Other measures in the Commission’s proposal include renewables integration, greater transparency in the system, protecting vulnerable customers by allowing member states to extend regulated retail prices to households and SMEs in the event of a crisis, allowing renewable energy sharing for consumers, and improving the flexibility of the power system through measures like new support schemes for demand response and storage, peak shaving or demand reduction at peak hours to make the market more adaptable to changes in supply and demand.

Nonetheless, the Commission’s proposal is not as radical an overhaul as southern European member states like Spain or France hoped, as it retains the basic architecture of the electricity market intact, specifically its marginal pricing system.
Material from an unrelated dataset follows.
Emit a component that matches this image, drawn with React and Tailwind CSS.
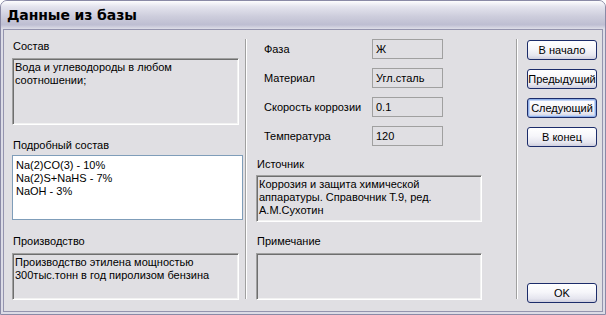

The Commission has previously argued that the current model “provides efficiency, transparency and incentives to keep costs as low as possible”, and indeed, Energy Commissioner Kadri Simson considers that the marginal pricing system is the “most efficient” system as it ensures that the “cheapest and cleanest technologies are used first” to meet demand in electricity generation. However, southern European states like France and Spain have criticised this marginal pricing system, and have called for a radical rehaul of the electricity market that would decouple electricity and natural gas prices, due to these countries’ reliance on renewables and nuclear for electricity generation which makes their electricity bills vulnerable to gas price volatility despite not relying on gas for electricity generation.

Therefore, in the next stages of the process, where the legislative proposal will be debated in the EU Parliament and the Council of Ministers, there will likely be conflict between these southern member states, who will promote a more comprehensive reform, and northern European states like Germany, Denmark and the Netherlands on the other hand. These latter states will likely support the Commission proposals, as they were apprehensive about far-reaching reforms that could distort market mechanisms, threaten energy security, and threaten incentives to invest in renewables, and instead supported cautious and “targeted” reforms in line with the long-term contractual arrangements that the Commission package proposes.

In fact, there is another conflict brewing over the place of nuclear energy in this reform. France has praised the fact that under the current proposals, new nuclear reactors built in France would be at least partially financed by CfDs. Nuclear energy, however, is a hot topic that causes friction, and this provision of the Commission proposal will likely generate tension with the anti-nuclear coalition of member states like Germany and the Nordic states. Indeed, just 2 days after the Commission presented its reform proposal, a group of 7 member states led by Germany sent a letter to the Commission, expressing their opposition to the inclusion of nuclear-derived ‘red hydrogen’ in green energy targets under the EU’s renewables directive.